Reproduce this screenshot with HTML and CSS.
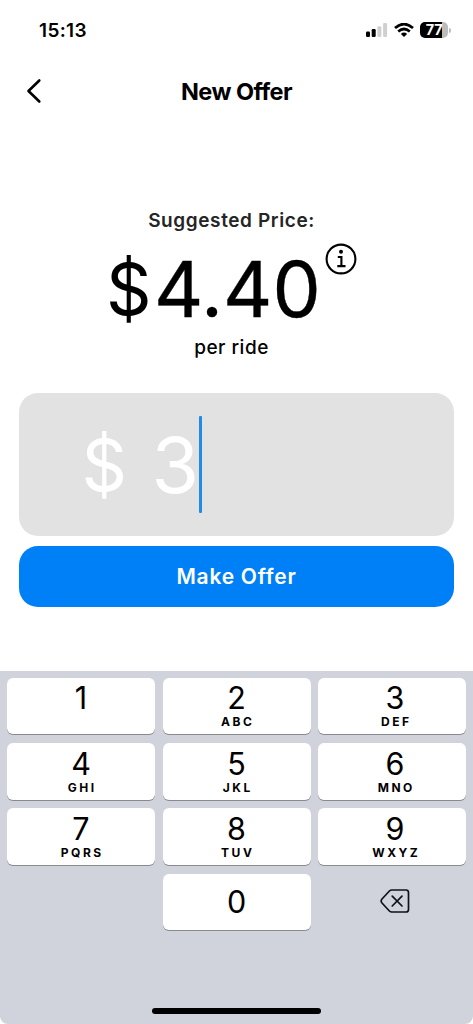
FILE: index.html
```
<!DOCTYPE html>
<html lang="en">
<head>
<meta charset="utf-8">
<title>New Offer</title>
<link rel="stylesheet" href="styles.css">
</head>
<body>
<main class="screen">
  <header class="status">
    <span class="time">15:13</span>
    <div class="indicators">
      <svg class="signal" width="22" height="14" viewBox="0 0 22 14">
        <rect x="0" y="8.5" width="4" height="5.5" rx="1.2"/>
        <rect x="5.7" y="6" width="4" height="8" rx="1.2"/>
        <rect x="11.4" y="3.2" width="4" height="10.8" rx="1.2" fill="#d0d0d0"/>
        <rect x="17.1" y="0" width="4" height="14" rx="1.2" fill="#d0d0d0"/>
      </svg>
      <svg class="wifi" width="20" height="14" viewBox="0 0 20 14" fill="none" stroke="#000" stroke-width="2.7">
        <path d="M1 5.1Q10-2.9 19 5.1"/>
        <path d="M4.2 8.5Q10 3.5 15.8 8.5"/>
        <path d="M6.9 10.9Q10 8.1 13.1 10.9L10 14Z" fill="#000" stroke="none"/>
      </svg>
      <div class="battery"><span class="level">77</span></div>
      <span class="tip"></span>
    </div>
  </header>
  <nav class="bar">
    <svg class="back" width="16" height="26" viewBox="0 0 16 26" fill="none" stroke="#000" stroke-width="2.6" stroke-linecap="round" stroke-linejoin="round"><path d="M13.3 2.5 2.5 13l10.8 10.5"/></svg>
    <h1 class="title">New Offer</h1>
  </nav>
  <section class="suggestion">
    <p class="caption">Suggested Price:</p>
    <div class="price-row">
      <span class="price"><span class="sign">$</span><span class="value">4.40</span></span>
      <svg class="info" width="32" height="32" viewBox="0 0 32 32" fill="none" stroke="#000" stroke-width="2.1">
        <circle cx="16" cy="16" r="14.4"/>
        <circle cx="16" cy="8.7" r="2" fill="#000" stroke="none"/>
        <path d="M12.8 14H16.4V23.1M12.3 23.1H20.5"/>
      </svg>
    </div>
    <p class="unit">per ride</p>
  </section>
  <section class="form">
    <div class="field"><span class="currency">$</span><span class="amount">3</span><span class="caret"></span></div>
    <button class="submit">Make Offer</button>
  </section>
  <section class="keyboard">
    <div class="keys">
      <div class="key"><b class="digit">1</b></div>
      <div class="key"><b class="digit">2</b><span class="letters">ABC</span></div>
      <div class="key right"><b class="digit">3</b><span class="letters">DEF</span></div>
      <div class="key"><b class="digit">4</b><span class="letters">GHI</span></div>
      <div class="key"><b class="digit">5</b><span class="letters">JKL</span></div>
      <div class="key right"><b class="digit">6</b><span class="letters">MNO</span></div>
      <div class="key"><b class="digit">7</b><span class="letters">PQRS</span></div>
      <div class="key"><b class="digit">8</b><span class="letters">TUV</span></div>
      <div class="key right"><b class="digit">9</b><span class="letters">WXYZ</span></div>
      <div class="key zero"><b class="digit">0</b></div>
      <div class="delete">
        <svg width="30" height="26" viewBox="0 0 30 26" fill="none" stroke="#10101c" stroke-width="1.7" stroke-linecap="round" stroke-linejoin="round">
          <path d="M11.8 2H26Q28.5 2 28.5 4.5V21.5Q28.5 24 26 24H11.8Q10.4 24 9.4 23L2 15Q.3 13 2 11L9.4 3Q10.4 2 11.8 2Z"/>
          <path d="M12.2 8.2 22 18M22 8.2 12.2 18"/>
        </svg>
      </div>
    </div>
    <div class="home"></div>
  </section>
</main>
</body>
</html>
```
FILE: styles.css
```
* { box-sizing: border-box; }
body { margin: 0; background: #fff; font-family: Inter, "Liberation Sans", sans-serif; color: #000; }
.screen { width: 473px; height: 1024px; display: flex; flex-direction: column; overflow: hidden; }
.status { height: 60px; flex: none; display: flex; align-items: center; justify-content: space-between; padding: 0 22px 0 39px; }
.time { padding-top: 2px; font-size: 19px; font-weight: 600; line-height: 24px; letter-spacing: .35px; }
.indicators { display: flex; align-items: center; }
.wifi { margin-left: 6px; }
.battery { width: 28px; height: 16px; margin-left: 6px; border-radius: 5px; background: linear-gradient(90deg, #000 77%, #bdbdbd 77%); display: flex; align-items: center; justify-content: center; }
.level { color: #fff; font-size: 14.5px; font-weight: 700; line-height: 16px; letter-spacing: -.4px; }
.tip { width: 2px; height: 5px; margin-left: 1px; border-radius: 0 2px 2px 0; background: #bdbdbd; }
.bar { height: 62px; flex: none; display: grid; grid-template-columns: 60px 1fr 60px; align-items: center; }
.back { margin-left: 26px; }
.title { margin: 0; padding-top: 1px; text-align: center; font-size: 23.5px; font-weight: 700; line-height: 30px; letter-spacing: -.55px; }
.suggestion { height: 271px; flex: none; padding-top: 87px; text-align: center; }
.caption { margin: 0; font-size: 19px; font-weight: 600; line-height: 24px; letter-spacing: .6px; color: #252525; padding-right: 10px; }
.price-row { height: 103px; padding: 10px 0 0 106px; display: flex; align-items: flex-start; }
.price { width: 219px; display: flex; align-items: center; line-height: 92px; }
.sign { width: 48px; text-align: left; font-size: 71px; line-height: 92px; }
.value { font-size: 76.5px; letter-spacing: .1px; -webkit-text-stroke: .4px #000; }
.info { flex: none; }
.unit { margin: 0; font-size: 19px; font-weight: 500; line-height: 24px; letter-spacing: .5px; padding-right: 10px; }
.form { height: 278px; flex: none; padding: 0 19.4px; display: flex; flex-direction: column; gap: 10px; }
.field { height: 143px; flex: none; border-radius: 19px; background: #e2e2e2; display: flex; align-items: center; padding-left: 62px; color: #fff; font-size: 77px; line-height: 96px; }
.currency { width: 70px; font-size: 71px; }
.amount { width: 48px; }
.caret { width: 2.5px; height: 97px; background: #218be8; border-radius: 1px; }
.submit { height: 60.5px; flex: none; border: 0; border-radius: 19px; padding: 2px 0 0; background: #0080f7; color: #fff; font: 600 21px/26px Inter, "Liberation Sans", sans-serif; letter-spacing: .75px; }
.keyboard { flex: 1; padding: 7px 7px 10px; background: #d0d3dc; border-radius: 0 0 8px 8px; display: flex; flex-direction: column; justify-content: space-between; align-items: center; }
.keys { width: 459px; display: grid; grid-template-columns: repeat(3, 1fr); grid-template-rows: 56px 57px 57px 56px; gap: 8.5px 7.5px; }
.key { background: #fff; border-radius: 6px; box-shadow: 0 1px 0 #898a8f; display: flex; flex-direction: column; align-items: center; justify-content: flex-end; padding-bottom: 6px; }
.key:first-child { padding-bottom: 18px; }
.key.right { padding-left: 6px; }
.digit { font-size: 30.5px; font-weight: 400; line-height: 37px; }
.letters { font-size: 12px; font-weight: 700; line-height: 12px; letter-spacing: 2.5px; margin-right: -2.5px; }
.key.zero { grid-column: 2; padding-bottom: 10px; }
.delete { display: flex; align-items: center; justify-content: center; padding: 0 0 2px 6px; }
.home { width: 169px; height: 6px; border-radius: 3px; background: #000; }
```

— YOUR OBJECTIVE —
Go through the material above and print all of it exactly, except the pictures.

— ANSWER IN FULL —
Reproduce this screenshot with HTML and CSS.
FILE: index.html
```
<!DOCTYPE html>
<html lang="en">
<head>
<meta charset="utf-8">
<title>New Offer</title>
<link rel="stylesheet" href="styles.css">
</head>
<body>
<main class="screen">
  <header class="status">
    <span class="time">15:13</span>
    <div class="indicators">
      <svg class="signal" width="22" height="14" viewBox="0 0 22 14">
        <rect x="0" y="8.5" width="4" height="5.5" rx="1.2"/>
        <rect x="5.7" y="6" width="4" height="8" rx="1.2"/>
        <rect x="11.4" y="3.2" width="4" height="10.8" rx="1.2" fill="#d0d0d0"/>
        <rect x="17.1" y="0" width="4" height="14" rx="1.2" fill="#d0d0d0"/>
      </svg>
      <svg class="wifi" width="20" height="14" viewBox="0 0 20 14" fill="none" stroke="#000" stroke-width="2.7">
        <path d="M1 5.1Q10-2.9 19 5.1"/>
        <path d="M4.2 8.5Q10 3.5 15.8 8.5"/>
        <path d="M6.9 10.9Q10 8.1 13.1 10.9L10 14Z" fill="#000" stroke="none"/>
      </svg>
      <div class="battery"><span class="level">77</span></div>
      <span class="tip"></span>
    </div>
  </header>
  <nav class="bar">
    <svg class="back" width="16" height="26" viewBox="0 0 16 26" fill="none" stroke="#000" stroke-width="2.6" stroke-linecap="round" stroke-linejoin="round"><path d="M13.3 2.5 2.5 13l10.8 10.5"/></svg>
    <h1 class="title">New Offer</h1>
  </nav>
  <section class="suggestion">
    <p class="caption">Suggested Price:</p>
    <div class="price-row">
      <span class="price"><span class="sign">$</span><span class="value">4.40</span></span>
      <svg class="info" width="32" height="32" viewBox="0 0 32 32" fill="none" stroke="#000" stroke-width="2.1">
        <circle cx="16" cy="16" r="14.4"/>
        <circle cx="16" cy="8.7" r="2" fill="#000" stroke="none"/>
        <path d="M12.8 14H16.4V23.1M12.3 23.1H20.5"/>
      </svg>
    </div>
    <p class="unit">per ride</p>
  </section>
  <section class="form">
    <div class="field"><span class="currency">$</span><span class="amount">3</span><span class="caret"></span></div>
    <button class="submit">Make Offer</button>
  </section>
  <section class="keyboard">
    <div class="keys">
      <div class="key"><b class="digit">1</b></div>
      <div class="key"><b class="digit">2</b><span class="letters">ABC</span></div>
      <div class="key right"><b class="digit">3</b><span class="letters">DEF</span></div>
      <div class="key"><b class="digit">4</b><span class="letters">GHI</span></div>
      <div class="key"><b class="digit">5</b><span class="letters">JKL</span></div>
      <div class="key right"><b class="digit">6</b><span class="letters">MNO</span></div>
      <div class="key"><b class="digit">7</b><span class="letters">PQRS</span></div>
      <div class="key"><b class="digit">8</b><span class="letters">TUV</span></div>
      <div class="key right"><b class="digit">9</b><span class="letters">WXYZ</span></div>
      <div class="key zero"><b class="digit">0</b></div>
      <div class="delete">
        <svg width="30" height="26" viewBox="0 0 30 26" fill="none" stroke="#10101c" stroke-width="1.7" stroke-linecap="round" stroke-linejoin="round">
          <path d="M11.8 2H26Q28.5 2 28.5 4.5V21.5Q28.5 24 26 24H11.8Q10.4 24 9.4 23L2 15Q.3 13 2 11L9.4 3Q10.4 2 11.8 2Z"/>
          <path d="M12.2 8.2 22 18M22 8.2 12.2 18"/>
        </svg>
      </div>
    </div>
    <div class="home"></div>
  </section>
</main>
</body>
</html>
```
FILE: styles.css
```
* { box-sizing: border-box; }
body { margin: 0; background: #fff; font-family: Inter, "Liberation Sans", sans-serif; color: #000; }
.screen { width: 473px; height: 1024px; display: flex; flex-direction: column; overflow: hidden; }
.status { height: 60px; flex: none; display: flex; align-items: center; justify-content: space-between; padding: 0 22px 0 39px; }
.time { padding-top: 2px; font-size: 19px; font-weight: 600; line-height: 24px; letter-spacing: .35px; }
.indicators { display: flex; align-items: center; }
.wifi { margin-left: 6px; }
.battery { width: 28px; height: 16px; margin-left: 6px; border-radius: 5px; background: linear-gradient(90deg, #000 77%, #bdbdbd 77%); display: flex; align-items: center; justify-content: center; }
.level { color: #fff; font-size: 14.5px; font-weight: 700; line-height: 16px; letter-spacing: -.4px; }
.tip { width: 2px; height: 5px; margin-left: 1px; border-radius: 0 2px 2px 0; background: #bdbdbd; }
.bar { height: 62px; flex: none; display: grid; grid-template-columns: 60px 1fr 60px; align-items: center; }
.back { margin-left: 26px; }
.title { margin: 0; padding-top: 1px; text-align: center; font-size: 23.5px; font-weight: 700; line-height: 30px; letter-spacing: -.55px; }
.suggestion { height: 271px; flex: none; padding-top: 87px; text-align: center; }
.caption { margin: 0; font-size: 19px; font-weight: 600; line-height: 24px; letter-spacing: .6px; color: #252525; padding-right: 10px; }
.price-row { height: 103px; padding: 10px 0 0 106px; display: flex; align-items: flex-start; }
.price { width: 219px; display: flex; align-items: center; line-height: 92px; }
.sign { width: 48px; text-align: left; font-size: 71px; line-height: 92px; }
.value { font-size: 76.5px; letter-spacing: .1px; -webkit-text-stroke: .4px #000; }
.info { flex: none; }
.unit { margin: 0; font-size: 19px; font-weight: 500; line-height: 24px; letter-spacing: .5px; padding-right: 10px; }
.form { height: 278px; flex: none; padding: 0 19.4px; display: flex; flex-direction: column; gap: 10px; }
.field { height: 143px; flex: none; border-radius: 19px; background: #e2e2e2; display: flex; align-items: center; padding-left: 62px; color: #fff; font-size: 77px; line-height: 96px; }
.currency { width: 70px; font-size: 71px; }
.amount { width: 48px; }
.caret { width: 2.5px; height: 97px; background: #218be8; border-radius: 1px; }
.submit { height: 60.5px; flex: none; border: 0; border-radius: 19px; padding: 2px 0 0; background: #0080f7; color: #fff; font: 600 21px/26px Inter, "Liberation Sans", sans-serif; letter-spacing: .75px; }
.keyboard { flex: 1; padding: 7px 7px 10px; background: #d0d3dc; border-radius: 0 0 8px 8px; display: flex; flex-direction: column; justify-content: space-between; align-items: center; }
.keys { width: 459px; display: grid; grid-template-columns: repeat(3, 1fr); grid-template-rows: 56px 57px 57px 56px; gap: 8.5px 7.5px; }
.key { background: #fff; border-radius: 6px; box-shadow: 0 1px 0 #898a8f; display: flex; flex-direction: column; align-items: center; justify-content: flex-end; padding-bottom: 6px; }
.key:first-child { padding-bottom: 18px; }
.key.right { padding-left: 6px; }
.digit { font-size: 30.5px; font-weight: 400; line-height: 37px; }
.letters { font-size: 12px; font-weight: 700; line-height: 12px; letter-spacing: 2.5px; margin-right: -2.5px; }
.key.zero { grid-column: 2; padding-bottom: 10px; }
.delete { display: flex; align-items: center; justify-content: center; padding: 0 0 2px 6px; }
.home { width: 169px; height: 6px; border-radius: 3px; background: #000; }
```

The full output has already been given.